For families, quick dinners create breathing room. The meal does not have to be elaborate to feel grounding. A taco skillet eaten between soccer practice and homework still counts as a family dinner. A sheet-pan chicken dinner that lets everyone grab what they like without complaint is practically a household miracle. Even quesadillas with leftover chicken and random vegetables can feel like a win when the alternative was cereal again.
For people cooking for one or two, fast dinners can be even more valuable. It is easier to justify cooking when the process is simple and the cleanup does not resemble a consequence. A salmon bowl, a quick stir-fry, or a baked potato topped with beans and cheese can feel nourishing without requiring a full production. And the leftovers can become tomorrow’s lunch, which is basically a gift from your present self to your future self.
There is also something confidence-building about having a few easy dinner recipes on repeat. You stop panicking when the fridge looks sparse because you start seeing combinations instead of limitations. Rice plus eggs plus frozen peas becomes fried rice. Tortillas plus cheese plus beans becomes quesadillas. Pasta plus garlic plus tomatoes becomes dinner. It is less about following a perfect recipe and more about understanding the rhythm of quick cooking.
And yes, sometimes the experience is still messy. Sometimes the onions brown faster than expected, the pasta water splashes like it has a personal issue, or the “simple” dinner somehow uses every spoon in the kitchen. But even then, quick meals usually recover well. They are flexible, forgiving, and rarely ruined by a tiny detour. That is part of their charm.
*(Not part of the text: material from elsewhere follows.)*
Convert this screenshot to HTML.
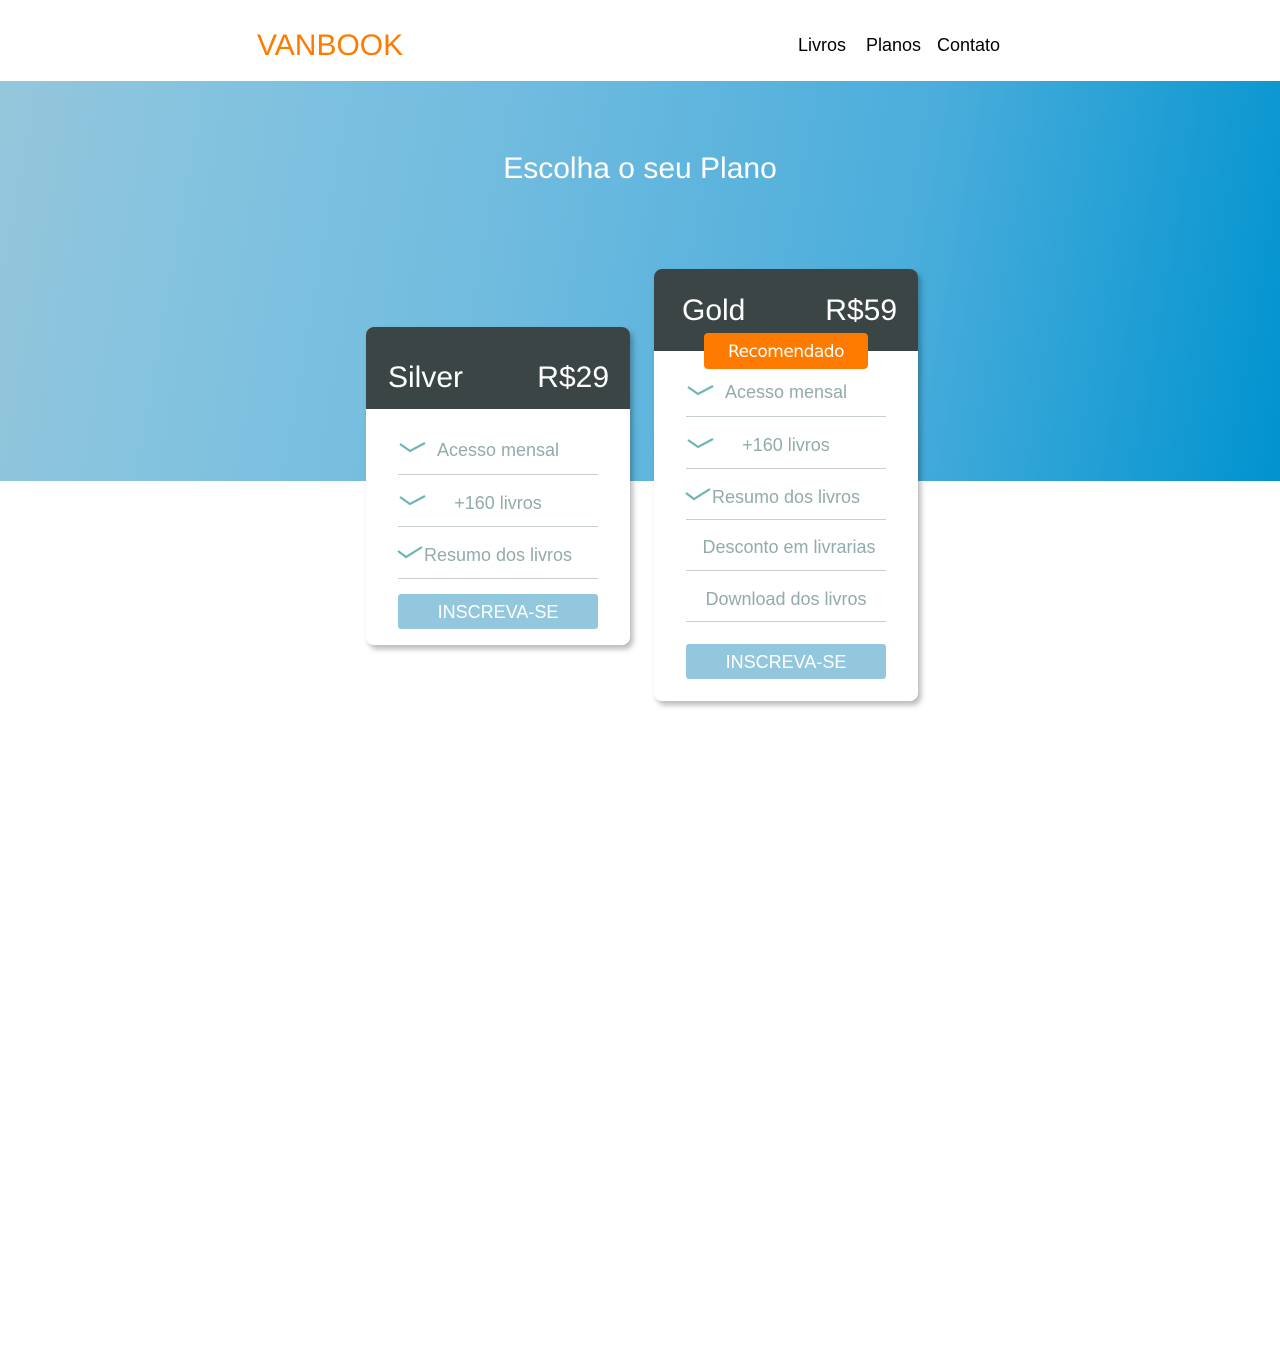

At their best, quick and easy dinner recipes make home cooking feel available instead of exhausting. They remind you that dinner does not need to be complicated to be comforting, flavorful, or worth sharing. It can be a skillet, a sheet pan, a bowl, or a stack of tacos. It can be fast and still feel homemade. It can be practical and still taste good enough to make you pause mid-bite and think, “Okay, that was a solid move.”
And honestly, that is the real beauty of easy dinners. They meet you where you are: tired, busy, hungry, maybe a little over it, but still capable of making something good. Not every meal needs fireworks. Sometimes the best dinner is the one that gets to the table quickly, tastes better than expected, and leaves you with enough energy to enjoy the rest of your night.
Conclusion
Quick and easy dinner recipes are not shortcuts in the bad sense. They are efficient, flexible, and deeply useful for modern life. With a few dependable ingredients, a simple formula, and a handful of repeat-worthy meal ideas, you can make dinner faster without sacrificing flavor. Whether you lean on sheet-pan meals, skillet dinners, easy pasta, tacos, bowls, or eggs, the goal is the same: less stress, better food, and a weeknight routine that does not require a motivational speech.